In the intricate geography of aviation, such moments rarely occur by accident. Airlines make route decisions based on an elaborate calculus involving airspace permissions, diplomatic relations, safety assessments and logistical reliability. Oman’s ability to remain operational during a volatile period reflects a principle that has quietly shaped the country’s foreign policy for decades.


The country’s doctrine, often summarised as “friends to all, enemies to none”, has allowed Oman to maintain open channels across the region.


Muscat's long cultivated reputation as a careful interlocutor carries implications far beyond politics. As one communications strategist in the country recently observed, the recent disruptions have inadvertently introduced Oman to a wider global audience.
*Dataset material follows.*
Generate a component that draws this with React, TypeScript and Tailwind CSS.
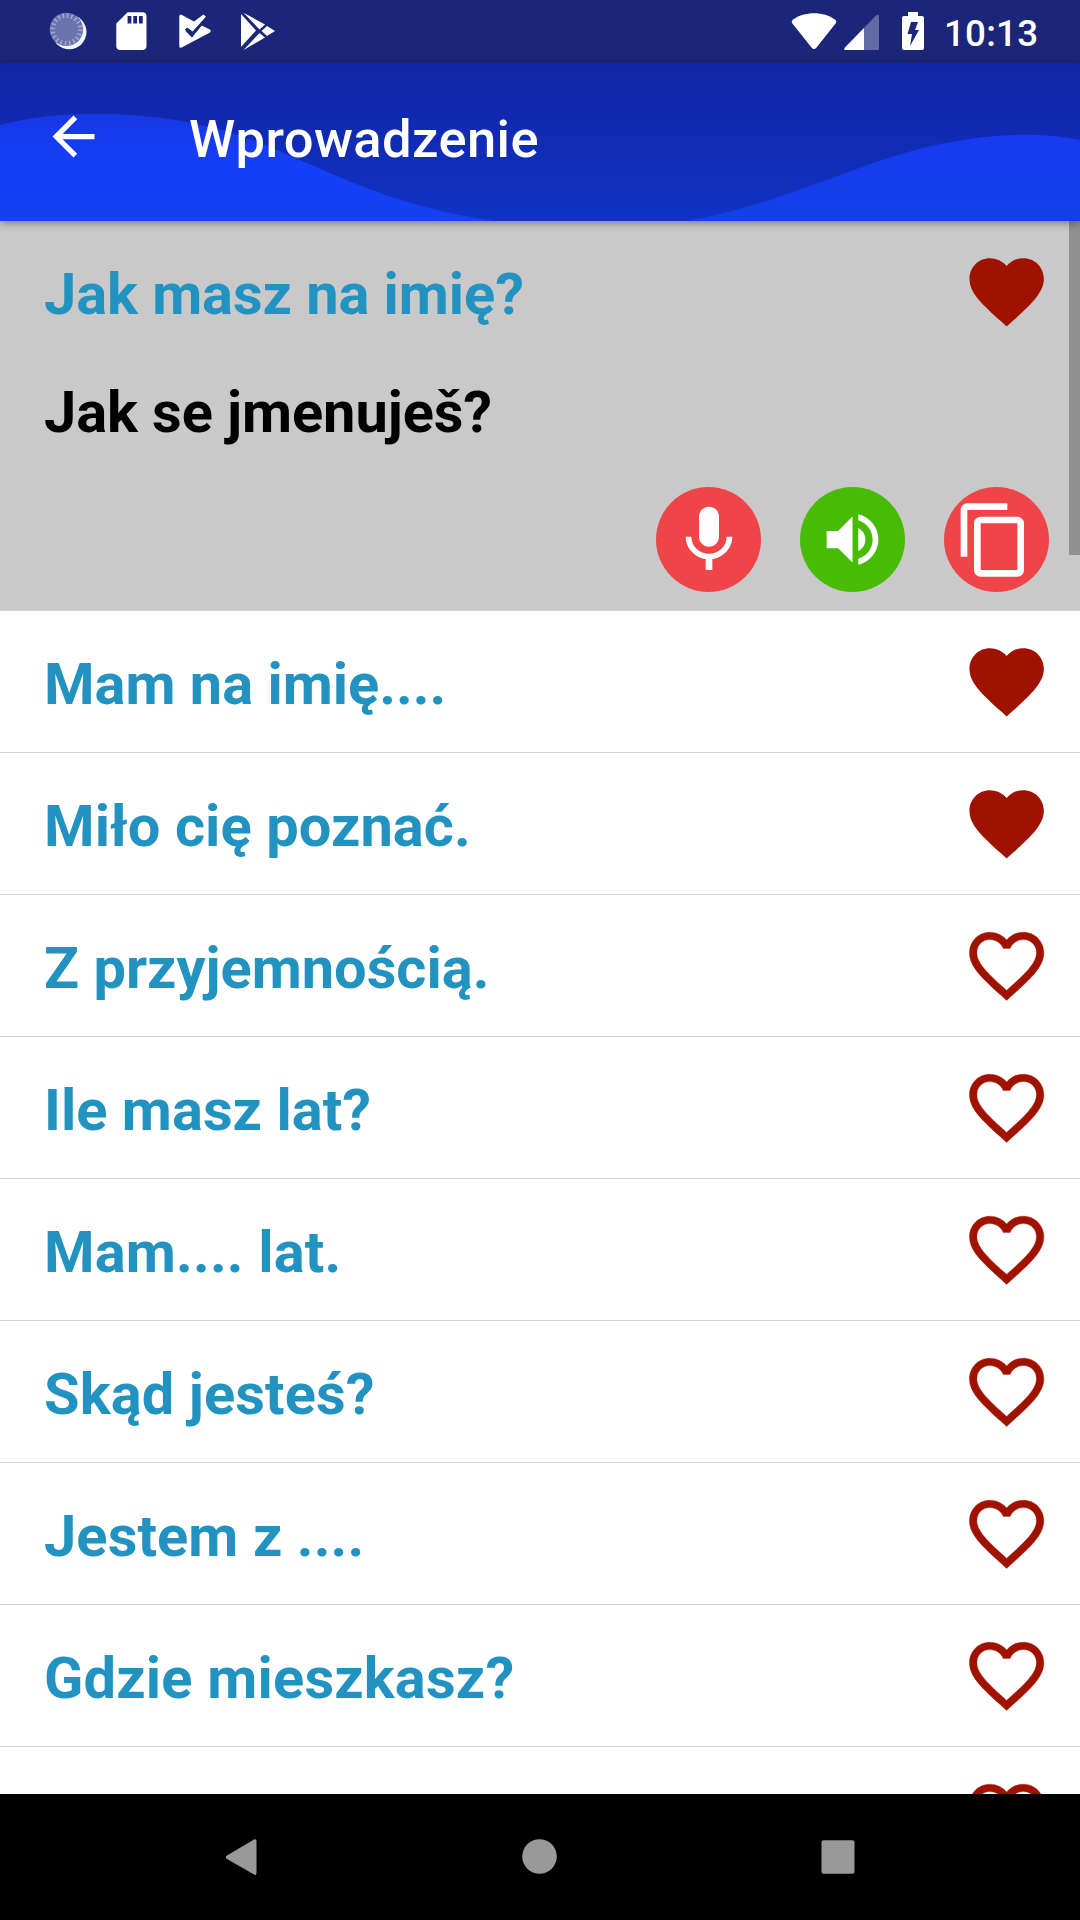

Thousands of travellers who may previously have known little about the country suddenly encountered Muscat as a functioning, composed gateway during a moment of regional uncertainty.


From a communications perspective, such exposure is almost impossible to replicate through conventional campaigns. When a destination becomes visible through reliability rather than advertising, the credibility it gains is far more enduring. Travellers remember the places that worked when others could not.


In effect, the episode has placed Oman under an unexpected international spotlight, not through spectacle, but through quiet competence. For a country that has steadily been expanding its tourism ambitions, the moment reinforces an identity it has long cultivated: a nation that favours measured development, stability and authenticity over noise.


In an era where geopolitical tremors can reshape travel routes overnight, the ability of a small nation to offer steadiness carries a deeper significance.


Muscat’s runways, busy while others paused, offered more than a logistical solution for stranded travellers. They quietly demonstrated that diplomacy, when practised consistently, can shape not only political relationships but the very pathways through which the world continues to move.